Governor Kevin Stitt sought to intervene in the federal case to challenge the settlement, but the U.S. District Court for the Northern District of Oklahoma denied intervention, concluding that the legality of the agreement under Oklahoma law was a state-court matter. The federal court also declined to approve the settlement, and the parties ultimately filed a stipulation of dismissal, ending the federal litigation. Oklahoma Governor Stitt then filed this original-jurisdiction action in the Oklahoma Supreme Court seeking a writ of mandamus or prohibition and declaratory relief to have the Settlement Agreement declared invalid.
The Oklahoma Supreme Court had previously stayed the proceeding while the federal litigation was ongoing. After the Northern District case concluded, the Court lifted the stay, assumed original jurisdiction under the publici juris doctrine given the significant public interest, and took up the single dispositive question of whether Tulsa lawfully entered into the Settlement Agreement.
The Court’s Holding
The Court held that the Settlement Agreement is invalid and unenforceable as a matter of law because Tulsa failed to obtain the mandatory statutory approvals required by 74 O.S. 2021, § 1221(D)(1). That provision authorizes political subdivisions to negotiate intergovernmental cooperative agreements with federally recognized Indian tribes, but expressly conditions their effectiveness on approval by both the Joint Committee on State-Tribal Relations and the Governor.
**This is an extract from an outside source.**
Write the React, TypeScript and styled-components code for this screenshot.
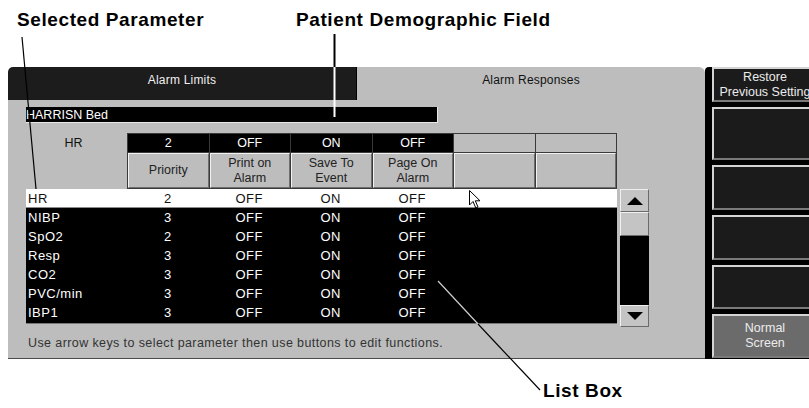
import styled, { createGlobalStyle } from "styled-components";

const GlobalStyle = createGlobalStyle`
  html, body {
    margin: 0;
    padding: 0;
    background: #ffffff;
    overflow: hidden;
  }
  body {
    font-family: "Liberation Sans", Arial, sans-serif;
  }
`;

const Page = styled.div`
  position: relative;
  width: 809px;
  height: 408px;
  overflow: hidden;
  display: flex;
  flex-direction: column;
`;

const TopCallouts = styled.div`
  height: 67px;
  box-sizing: border-box;
  padding: 9px 0 0 17px;
  display: grid;
  grid-template-columns: 279px 1fr;
  align-items: start;
`;

const Callout = styled.div`
  font-family: "Liberation Sans", Arial, sans-serif;
  font-weight: bold;
  font-size: 19px;
  line-height: 22px;
  letter-spacing: 0.6px;
  color: #000;
  white-space: nowrap;
`;

const BottomCallout = styled(Callout)`
  padding: 21px 0 0 543px;
`;

const Monitor = styled.div`
  display: flex;
  height: 292px;
  padding-left: 8px;
`;

const Panel = styled.div`
  width: 697px;
  display: flex;
  flex-direction: column;
`;

const TabRow = styled.div`
  display: flex;
  height: 33px;
`;

const Tab = styled.div<{ $active?: boolean }>`
  box-sizing: border-box;
  width: ${(p) => (p.$active ? "348px" : "349px")};
  padding-top: 6px;
  text-align: center;
  font-size: 12px;
  line-height: 15px;
  letter-spacing: 0.2px;
  background: ${(p) => (p.$active ? "#bdbdbd" : "#1c1c1c")};
  color: ${(p) => (p.$active ? "#111" : "#f0f0f0")};
  border-radius: ${(p) => (p.$active ? "0 6px 0 0" : "5px 0 0 0")};
  border-right: ${(p) => (p.$active ? "none" : "1px solid #000")};
`;

const Body = styled.div`
  flex: 1;
  box-sizing: border-box;
  background: #bdbdbd;
  padding: 7px 0 0 18px;
  border-bottom: 1px solid #4a4a4a;
  display: flex;
  flex-direction: column;
`;

const PatientField = styled.div`
  box-sizing: border-box;
  width: 412px;
  height: 16px;
  background: #000;
  color: #fff;
  font-size: 12.5px;
  line-height: 16px;
  border-bottom: 1px solid #e8e8e8;
  border-right: 1px solid #e8e8e8;
`;

const HeaderArea = styled.div`
  display: flex;
  margin-top: 10px;
`;

const SelectedLabel = styled.div`
  width: 101px;
  padding-right: 6px;
  box-sizing: border-box;
  text-align: center;
  font-size: 12.5px;
  line-height: 18px;
  padding-top: 1px;
  color: #111;
`;

const HeaderGrid = styled.div`
  width: 490px;
  display: grid;
  grid-template-columns: repeat(6, 1fr);
  grid-template-rows: 18px 35px;
  gap: 1px;
  padding: 1px;
  box-sizing: border-box;
  height: 56px;
  background: #3a3a3a;
`;

const ValueCell = styled.div<{ $filled?: boolean }>`
  background: ${(p) => (p.$filled ? "#000" : "#bdbdbd")};
  color: #fff;
  font-size: 12.5px;
  line-height: 18px;
  text-align: center;
`;

const LabelCell = styled.div`
  box-sizing: border-box;
  background: #bdbdbd;
  border-top: 1px solid #f2f2f2;
  border-left: 1px solid #f2f2f2;
  border-bottom: 1px solid #6e6e6e;
  border-right: 1px solid #6e6e6e;
  display: flex;
  flex-direction: column;
  align-items: center;
  justify-content: center;
  text-align: center;
  font-size: 12.5px;
  line-height: 15px;
  color: #222;
`;

const ListRow = styled.div`
  display: flex;
  align-items: flex-start;
`;

const ListBox = styled.div`
  width: 591px;
  height: 135px;
  background: #000;
  box-sizing: border-box;
  border-bottom: 1px solid #777;
`;

const Row = styled.div<{ $selected?: boolean }>`
  display: grid;
  grid-template-columns: 101px repeat(4, 81.5px) 1fr;
  height: 19px;
  align-items: center;
  font-size: 13px;
  letter-spacing: 0.5px;
  background: ${(p) => (p.$selected ? "#fff" : "#000")};
  color: ${(p) => (p.$selected ? "#111" : "#fff")};
  border-bottom: ${(p) => (p.$selected ? "1px solid #8a8a8a" : "none")};
  box-sizing: border-box;
`;

const NameCell = styled.span`
  padding-left: 2px;
`;

const Cell = styled.span`
  text-align: center;
`;

const ScrollBar = styled.div`
  margin-left: 3px;
  width: 29px;
  height: 138px;
  display: flex;
  flex-direction: column;
  background: #000;
`;

const ScrollButton = styled.div<{ $h: number }>`
  box-sizing: border-box;
  height: ${(p) => p.$h}px;
  background: #c4c4c4;
  border-top: 1px solid #f0f0f0;
  border-left: 1px solid #f0f0f0;
  border-bottom: 1px solid #6a6a6a;
  border-right: 1px solid #6a6a6a;
  display: flex;
  align-items: center;
  justify-content: center;
`;

const Track = styled.div`
  flex: 1;
  background: #000;
`;

const Hint = styled.div`
  margin-top: 9px;
  padding-left: 2px;
  font-size: 12.5px;
  letter-spacing: 0.4px;
  line-height: 15px;
  color: #333;
`;

const SideColumn = styled.div`
  width: 104px;
  background: #000;
  padding-left: 7px;
  display: flex;
  flex-direction: column;
  gap: 5px;
  border-top-left-radius: 4px;
`;

const SoftKey = styled.div<{ $h: number; $light?: boolean }>`
  box-sizing: border-box;
  width: 106px;
  flex: none;
  height: ${(p) => p.$h}px;
  background: ${(p) => (p.$light ? "#6b6b6b" : "#1b1b1b")};
  border-top: 2px solid #d4d4d4;
  border-left: 2px solid #d4d4d4;
  border-bottom: 2px solid #7a7a7a;
  border-right: 2px solid #7a7a7a;
  color: #ececec;
  font-size: 12.5px;
  line-height: 15px;
  text-align: center;
  white-space: nowrap;
  display: flex;
  flex-direction: column;
  justify-content: center;
  overflow: hidden;
`;

const Overlay = styled.svg`
  position: absolute;
  left: 0;
  top: 0;
  pointer-events: none;
`;

const Pointer = styled.svg`
  position: absolute;
  left: 469px;
  top: 190px;
`;

const header = [
  { value: "2", label: ["Priority"] },
  { value: "OFF", label: ["Print on", "Alarm"] },
  { value: "ON", label: ["Save To", "Event"] },
  { value: "OFF", label: ["Page On", "Alarm"] },
  { value: "", label: [] },
  { value: "", label: [] },
];

const params = [
  { name: "HR", priority: "2" },
  { name: "NIBP", priority: "3" },
  { name: "SpO2", priority: "2" },
  { name: "Resp", priority: "3" },
  { name: "CO2", priority: "3" },
  { name: "PVC/min", priority: "3" },
  { name: "IBP1", priority: "3" },
];

const keys = [
  { h: 35, lines: ["Restore", "Previous Setting"] },
  { h: 53, lines: [] },
  { h: 45, lines: [] },
  { h: 45, lines: [] },
  { h: 44, lines: [] },
  { h: 44, lines: ["Normal", "Screen"], light: true },
];

export default function App() {
  return (
    <Page>
      <GlobalStyle />
      <TopCallouts>
        <Callout>Selected Parameter</Callout>
        <Callout>Patient Demographic Field</Callout>
      </TopCallouts>

      <Monitor>
        <Panel>
          <TabRow>
            <Tab>Alarm Limits</Tab>
            <Tab $active>Alarm Responses</Tab>
          </TabRow>
          <Body>
            <PatientField>HARRISN Bed</PatientField>
            <HeaderArea>
              <SelectedLabel>HR</SelectedLabel>
              <HeaderGrid>
                {header.map((h, i) => (
                  <ValueCell key={"v" + i} $filled={h.value !== ""}>
                    {h.value}
                  </ValueCell>
                ))}
                {header.map((h, i) => (
                  <LabelCell key={"l" + i}>
                    {h.label.map((l) => (
                      <span key={l}>{l}</span>
                    ))}
                  </LabelCell>
                ))}
              </HeaderGrid>
            </HeaderArea>
            <ListRow>
              <ListBox>
                {params.map((p, i) => (
                  <Row key={p.name} $selected={i === 0}>
                    <NameCell>{p.name}</NameCell>
                    <Cell>{p.priority}</Cell>
                    <Cell>OFF</Cell>
                    <Cell>ON</Cell>
                    <Cell>OFF</Cell>
                  </Row>
                ))}
              </ListBox>
              <ScrollBar>
                <ScrollButton $h={23}>
                  <svg width="16" height="8" viewBox="0 0 16 8">
                    <path d="M8 0 L16 8 L0 8 Z" fill="#000" />
                  </svg>
                </ScrollButton>
                <ScrollButton $h={24} />
                <Track />
                <ScrollButton $h={22}>
                  <svg width="16" height="8" viewBox="0 0 16 8">
                    <path d="M0 0 L16 0 L8 8 Z" fill="#000" />
                  </svg>
                </ScrollButton>
              </ScrollBar>
            </ListRow>
            <Hint>
              Use arrow keys to select parameter then use buttons to edit
              functions.
            </Hint>
          </Body>
        </Panel>
        <SideColumn>
          {keys.map((k, i) => (
            <SoftKey key={i} $h={k.h} $light={k.light}>
              {k.lines.map((l) => (
                <span key={l}>{l}</span>
              ))}
            </SoftKey>
          ))}
        </SideColumn>
      </Monitor>

      <BottomCallout>List Box</BottomCallout>

      {/* leader lines */}
      <Overlay width="809" height="408" viewBox="0 0 809 408">
        <line x1="22" y1="37" x2="36" y2="189" stroke="#000" strokeWidth="1.2" />
        <line x1="334.5" y1="34" x2="334.5" y2="67" stroke="#000" strokeWidth="2" />
        <line x1="334.5" y1="67" x2="334.5" y2="117" stroke="#fff" strokeWidth="2" />
        <line x1="438" y1="281" x2="478" y2="324" stroke="#cfcfcf" strokeWidth="1.2" />
        <line x1="478" y1="324" x2="540" y2="390" stroke="#000" strokeWidth="1.2" />
      </Overlay>

      <Pointer width="12" height="19" viewBox="0 0 12 19">
        <path
          d="M0.5 0.5 L0.5 15 L4 11.5 L6.8 18 L9 17 L6.3 10.8 L11 10.8 Z"
          fill="#fff"
          stroke="#000"
          strokeWidth="1"
          strokeLinejoin="round"
        />
      </Pointer>
    </Page>
  );
}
Neither body approved the Settlement Agreement before Tulsa executed it.
The Court rejected Tulsa’s argument that the Settlement Agreement was merely an extension of a pre-existing 2006 Intergovernmental Cross-Deputization Agreement that had already been properly authorized. Examining the plain language of both instruments, the Court found that the Settlement Agreement introduces distinct obligations—most significantly, a wholesale surrender of Tulsa’s prosecutorial authority over tribal members on the reservation—that go far beyond anything in the Cross-Deputization Agreement. The 2006 agreement addressed law enforcement services and left prosecutorial jurisdiction to be determined among multiple governmental actors; the Settlement Agreement categorically eliminated Tulsa’s municipal prosecution authority. The Court further noted that even if the Settlement Agreement were treated as an amendment to the Cross-Deputization Agreement, it was not executed by all required parties as that agreement’s own amendment procedures demanded.
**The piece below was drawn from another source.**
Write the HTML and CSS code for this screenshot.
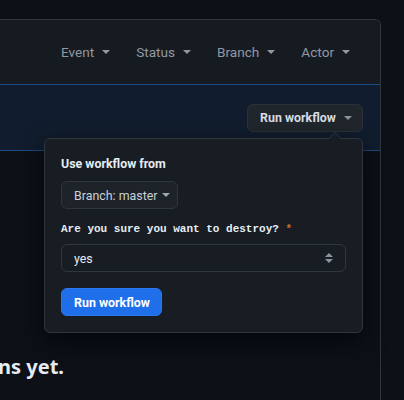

The Court issued a writ of mandamus compelling Tulsa to seek the required statutory approvals from both the Joint Committee on State-Tribal Relations and the Governor if it wishes to proceed with the agreement, and granted declaratory relief confirming the agreement’s invalidity until such approvals are obtained.
Key Takeaways
- Oklahoma cities and other political subdivisions cannot enter binding intergovernmental cooperative agreements with federally recognized Indian tribes without approval from both the Joint Committee on State-Tribal Relations and the Governor under 74 O.S. § 1221(D)(1); an agreement executed without those approvals is void and unenforceable.
- Courts will look to the substance and purpose of an agreement—not merely its label—to determine whether it constitutes an independent intergovernmental cooperative agreement requiring statutory approval; an agreement that introduces materially new obligations will not be treated as a simple extension of a prior authorized agreement.
- The Oklahoma Supreme Court’s publici juris doctrine permits assumption of original jurisdiction when a dispute involves significant public interest requiring urgent resolution, as confirmed here where the criminal statute of limitations would run and investigative opportunities would erode while the agreement’s validity remained unsettled.
- A municipality’s agreement to surrender prosecutorial authority over an entire class of defendants is a consequential act of governance subject to state legislative oversight, not an administrative matter within the mayor’s unilateral power.
Why It Matters
This decision carries broad implications for local governments across the eastern half of Oklahoma, where much of the land falls within the boundaries of tribal reservations recognized or reaffirmed following the U.S. Supreme Court’s 2020 decision in McGirt v. Oklahoma. Cities and counties in that region have been navigating complex and unsettled questions about the scope of their criminal jurisdiction over tribal members, and some have sought negotiated resolutions with tribes. This ruling makes clear that any such resolution—however reasonable or practically motivated—must run through the state’s formal approval process, giving both the Governor and the Legislature’s Joint Committee a veto over local agreements with tribes on criminal jurisdiction.
The decision also illustrates the tension between local governmental flexibility and state oversight in the post-McGirt landscape. Tulsa entered the settlement to resolve live federal litigation and achieve workable law enforcement arrangements; the Court nonetheless invalidated it on procedural grounds while expressly leaving open the possibility that a compliant agreement could be resubmitted for approval. Chief Justice Rowe’s concurrence signals a potential future challenge, as she reiterated her view that the Joint Committee approval requirement may itself be an unconstitutional delegation of legislative authority—an issue the majority did not reach.